D&D Feats: Improved Initiative, Quick Draw.
The z'har thalack style, which means "riding war," was developed for the mounted dark elf patrols and deals with the difficulties and opportunities of fighting while mounted. As drow normally ride wall-crawling lizards, special tricks available to those who can maneuver in a three-dimensional manner through the Underdark put the mounted soldiers at an advantage compared to grounded troops. Berg'inyon Baenre, head of the lizard riders of house Baenre, fights with this style, which makes his death lance (a long lance crafted with powerful death magic) even more lethal.

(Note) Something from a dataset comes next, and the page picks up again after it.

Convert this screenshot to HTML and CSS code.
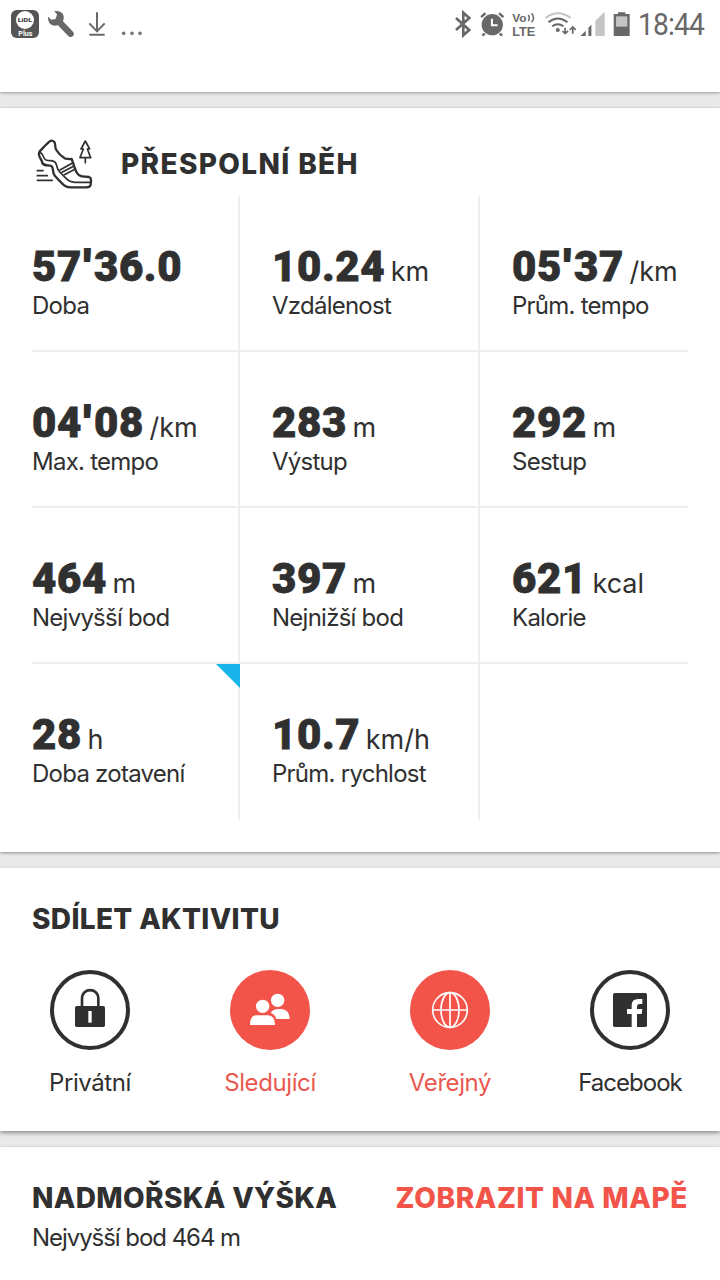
FILE: index.html
```html
<!DOCTYPE html>
<html lang="cs">
<head>
    <meta charset="UTF-8">
    <meta name="viewport" content="width=device-width, initial-scale=1.0">
    <title>Přespolní běh</title>
    <link rel="stylesheet" href="styles.css">
</head>
<body>
  <div class="statusbar">
    <svg class="status-left" viewBox="0 0 450 144">
        <rect x="33" y="30" width="84" height="84" rx="17" fill="#555"/>
        <circle cx="75" cy="60" r="27" fill="#fff"/>
        <text x="53" y="66" textLength="44" lengthAdjust="spacingAndGlyphs" class="lidl">LiDL</text>
        <text x="55" y="108" textLength="42" lengthAdjust="spacingAndGlyphs" class="plus">Plus</text>
        <path d="M163 34 L171 43 L167 57 L154 59 L144 50 C143 65 151 77 165 77 L174 76 L204 107 C213 117 228 105 219 95 L189 64 C198 43 181 30 163 34Z" fill="#686868"/>
        <path d="M291 37V96M268 70L291 94L314 70M268 104H314" fill="none" stroke="#686868" stroke-width="6"/>
        <g fill="#777"><circle cx="371" cy="100" r="5.5"/><circle cx="396" cy="100" r="5.5"/><circle cx="420" cy="100" r="5.5"/></g>
    </svg>
    <div class="status-right">
      <svg class="status-icons" viewBox="0 0 580 144">
        <path d="M48 54L88 90L70 106V38L88 54L48 90" fill="none" stroke="#686868" stroke-width="8"/>
        <g fill="#686868">
            <circle cx="157" cy="74" r="32"/>
            <path d="M121 49L134 37L139 42L126 54ZM175 42L180 37L193 49L188 54ZM130 98L138 103L130 109L125 105ZM176 103L184 98L189 105L184 109Z"/>
        </g>
        <path d="M156 56V76H173" fill="none" stroke="#fff" stroke-width="6"/>
        <text x="217" y="66" textLength="43" lengthAdjust="spacingAndGlyphs" class="volte">Vo</text>
        <path d="M265 45Q272 54 265 63M275 40Q287 54 275 67" fill="none" stroke="#686868" stroke-width="4.5"/>
        <text x="217" y="107" textLength="69" lengthAdjust="spacingAndGlyphs" class="lte">LTE</text>
        <g fill="none" stroke="#686868" stroke-width="6">
            <path d="M317 54Q354 25 393 54" stroke="#c4c4c4"/>
            <path d="M326 67Q354 44 383 67M337 79Q354 66 371 79"/>
            <path d="M376 83V100M368 93L376 101L385 93M399 101V84M390 90L399 81L408 90" stroke-width="5"/>
        </g>
        <circle cx="354" cy="90" r="6" fill="#686868"/>
        <path d="M422 108L438 92V108ZM446 83L455 74V108H446Z" fill="#686868"/>
        <path d="M467 62L495 35V108H467Z" fill="#c4c4c4"/>
        <path d="M535 37H557V42H570V108H522V42H535Z" fill="#686868"/>
        <path d="M529 49H563V80H529Z" fill="#c4c4c4"/>
      </svg>
      <span class="clock">18:44</span>
    </div>
  </div>

  <div class="card stats">
    <div class="sport">
        <svg class="shoe" viewBox="102 174 180 162">
            <g fill="none" stroke="#303030" stroke-linejoin="round" stroke-linecap="round">
                <path stroke-width="7" d="M119 214C128 205 138 193 149 184Q156 179 163 186C168 193 163 200 169 210Q177 224 194 235Q206 238 215 237L219 248C227 275 233 288 246 289L267 291Q274 293 273 304L272 314Q270 322 259 322H218C198 323 190 316 180 304L165 288C155 275 162 263 154 258C145 254 134 260 127 249C128 238 110 231 119 214Z"/>
                <path stroke-width="5" d="M122 218C132 224 128 235 138 240C151 245 159 237 167 249C173 259 169 266 179 276L199 296Q208 306 225 307H271"/>
                <path stroke-width="5" d="M180 270L216 250M186 277L222 258M193 284L226 267"/>
                <path stroke-width="5" d="M112 272H129M112 287H142M112 301H157"/>
                <path stroke-width="5" d="M256 183L243 207H250L240 233H272L262 207H269ZM256 233V248"/>
            </g>
        </svg>
        <h2 class="title-sport">PŘESPOLNÍ BĚH</h2>
    </div>
    <div class="grid">
        <div class="cell"><div class="value"><b>57<i>'</i>36.0</b></div><div class="label">Doba</div></div>
        <div class="cell"><div class="value"><b>10.24</b> <span>km</span></div><div class="label">Vzdálenost</div></div>
        <div class="cell"><div class="value"><b>05<i>'</i>37</b> <span>/km</span></div><div class="label">Prům. tempo</div></div>
        <div class="cell"><div class="value"><b>04<i>'</i>08</b> <span>/km</span></div><div class="label">Max. tempo</div></div>
        <div class="cell"><div class="value"><b>283</b> <span>m</span></div><div class="label">Výstup</div></div>
        <div class="cell"><div class="value"><b>292</b> <span>m</span></div><div class="label">Sestup</div></div>
        <div class="cell"><div class="value"><b>464</b> <span>m</span></div><div class="label">Nejvyšší bod</div></div>
        <div class="cell"><div class="value"><b>397</b> <span>m</span></div><div class="label">Nejnižší bod</div></div>
        <div class="cell"><div class="value"><b>621</b> <span>kcal</span></div><div class="label">Kalorie</div></div>
        <div class="cell marked"><div class="value"><b>28</b> <span>h</span></div><div class="label">Doba zotavení</div></div>
        <div class="cell"><div class="value"><b>10.7</b> <span>km/h</span></div><div class="label">Prům. rychlost</div></div>
        <div class="cell"></div>
    </div>
  </div>

  <div class="card share">
    <h2 class="title-share">SDÍLET AKTIVITU</h2>
    <div class="options">
        <div class="option">
            <svg class="round" viewBox="0 0 240 240">
                <circle cx="120" cy="120" r="114" fill="#fff" stroke="#303030" stroke-width="12"/>
                <path d="M96 112V86C96 52 145 52 145 86V112" fill="none" stroke="#303030" stroke-width="8"/>
                <rect x="75" y="108" width="90" height="63" rx="5" fill="#303030"/>
                <rect x="115" y="123" width="10" height="35" fill="#fff"/>
            </svg>
            <span>Privátní</span>
        </div>
        <div class="option active">
            <svg class="round" viewBox="0 0 240 240">
                <circle cx="120" cy="120" r="120" fill="#f2544a"/>
                <g fill="#fff">
                    <circle cx="98" cy="109" r="20"/>
                    <circle cx="143" cy="91" r="20"/>
                    <path d="M60 165C61 129 80 136 98 136S134 132 135 165Z"/>
                    <path d="M122 129Q129 117 145 117C164 117 178 121 179 147H139Q135 133 122 129Z"/>
                </g>
            </svg>
            <span>Sledující</span>
        </div>
        <div class="option active">
            <svg class="round" viewBox="0 0 240 240">
                <circle cx="120" cy="120" r="120" fill="#f2544a"/>
                <g fill="none" stroke="#fff" stroke-width="5">
                    <circle cx="120" cy="120" r="52"/>
                    <ellipse cx="120" cy="120" rx="27" ry="52"/>
                    <path d="M120 68V172M68 120H172"/>
                </g>
            </svg>
            <span>Veřejný</span>
        </div>
        <div class="option facebook">
            <svg class="round" viewBox="0 0 240 240">
                <circle cx="120" cy="120" r="114" fill="#fff" stroke="#303030" stroke-width="12"/>
                <rect x="69" y="69" width="102" height="102" rx="5" fill="#303030"/>
                <path d="M125 171V132H111V117H125V106Q125 87 145 87H157V102H149Q141 102 141 110V117H157L155 132H141V171Z" fill="#fff"/>
            </svg>
            <span>Facebook</span>
        </div>
    </div>
  </div>

  <div class="card altitude">
    <div class="altitude-head">
        <h2 class="title-altitude">NADMOŘSKÁ VÝŠKA</h2>
        <a class="map-link">ZOBRAZIT NA MAPĚ</a>
    </div>
    <div class="label">Nejvyšší bod 464 m</div>
  </div>
</body>
</html>
```
FILE: styles.css
```css
* {
    box-sizing: border-box;
}
body {
    font-family: Inter, "Liberation Sans", sans-serif;
    margin: 0;
    height: 1280px;
    overflow: hidden;
    background-color: #e9e9e9;
    color: #303030;
}
.statusbar {
    display: flex;
    justify-content: space-between;
    height: 92px;
    background-color: #fff;
    box-shadow: 0 1px 3px rgba(0, 0, 0, 0.35);
}
.status-left {
    width: 150px;
    height: 48px;
}
.status-right {
    display: flex;
    width: 280px;
}
.status-icons {
    width: 193px;
    height: 48px;
    flex: none;
}
.lidl {
    font: 900 17px Roboto, sans-serif;
    fill: #444;
}
.plus {
    font: 700 24px Roboto, sans-serif;
    fill: #fff;
}
.volte {
    font: 700 33px "Liberation Sans", sans-serif;
    fill: #686868;
}
.lte {
    font: 700 36px "Liberation Sans", sans-serif;
    fill: #686868;
}
.clock {
    font: 400 31px/48px Roboto, sans-serif;
    color: #686868;
    margin-left: 5px;
    padding-top: 1px;
    letter-spacing: -0.9px;
    transform: scaleX(0.91);
    transform-origin: left;
}
.card {
    background-color: #fff;
    box-shadow: 0 1px 3px rgba(0, 0, 0, 0.4);
    margin-bottom: 16px;
}
h2, .map-link {
    margin: 0;
    font-size: 28px;
    font-weight: 800;
    line-height: 36px;
    letter-spacing: 0.35px;
    white-space: nowrap;
}
.stats {
    height: 744px;
    margin-top: 16px;
}
.sport {
    display: flex;
    height: 88px;
    padding: 30px 0 0 34px;
}
.shoe {
    width: 60px;
    height: 54px;
    margin-right: 27px;
}
.sport .title-sport {
    margin-top: 8px;
    letter-spacing: 1.35px;
}
.grid {
    display: grid;
    grid-template-columns: 208px 240px 208px;
    grid-auto-rows: 156px;
    padding: 0 32px;
}
.cell {
    padding: 47px 0 0 32px;
    border-right: 2px solid #eee;
    border-bottom: 2px solid #eee;
    white-space: nowrap;
}
.cell:nth-child(3n+1) {
    padding-left: 0;
}
.cell:nth-child(3n) {
    border-right: none;
}
.cell:nth-child(n+10) {
    border-bottom: none;
}
.marked {
    position: relative;
}
.marked::after {
    content: "";
    position: absolute;
    top: 0;
    right: -2px;
    width: 24px;
    height: 24px;
    background-color: #18b4ea;
    clip-path: polygon(0 0, 100% 0, 100% 100%);
}
.value {
    height: 47px;
    line-height: 48px;
    font-size: 27px;
    word-spacing: -2px;
}
.value b {
    font-family: Roboto, "Liberation Sans", sans-serif;
    font-size: 42px;
    font-weight: 900;
    letter-spacing: 0.6px;
    -webkit-text-stroke: 0.8px #303030;
}
.value i {
    font-style: normal;
    padding: 0 3px 0 2px;
    -webkit-text-stroke: 2px #303030;
}
.label {
    font-size: 24px;
    line-height: 32px;
    letter-spacing: -0.75px;
}
.share {
    height: 263px;
    padding-top: 33px;
    box-shadow: 0 2px 4px rgba(0, 0, 0, 0.4);
}
.title-share {
    padding-left: 32px;
}
.options {
    display: grid;
    grid-template-columns: repeat(4, 180px);
    margin-top: 33px;
}
.option {
    display: flex;
    flex-direction: column;
    align-items: center;
    gap: 17px;
    font-size: 24px;
    line-height: 32px;
    letter-spacing: -0.4px;
}
.round {
    width: 80px;
    height: 80px;
}
.active {
    color: #e8594f;
}
.facebook {
    letter-spacing: -1px;
}
.altitude {
    height: 140px;
    padding: 33px 32px 0;
}
.altitude-head {
    display: flex;
    justify-content: space-between;
}
.altitude .label {
    margin-top: 6px;
    letter-spacing: -1.05px;
}
.map-link {
    color: #f2544a;
    letter-spacing: 0.6px;
}
```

D&D Feats: Mounted Archery, Mounted Combat, Ride-By Attack, Spirited Charge.
The z'ress a'thalak style, which means "force of war," is uncommon among dark elves because few have the physical strength needed to learn all of the necessary maneuvers. Students of this style sacrifice accuracy for power and learn how to cut through the body of a falling foe to strike another enemy, or even shatter enemy weapons with a single blow. Menzoberranzan's Uthegental Del'Armgo, weapon master of house Del'Armgo, was a practitioner of this style. Drow that fight this way normally prefer heavier weapons such as longswords, hammers, and axes to the lighter weapons (such as rapiers) used by most drow. Devout worshipers of Selvetarm (a male drow deity of combat worshipped only in cities that worship Lolth; he is completely overshadowed by the Spider Queen) commonly use this style.
D&D Feats: Cleave, Power Attack, Sunder.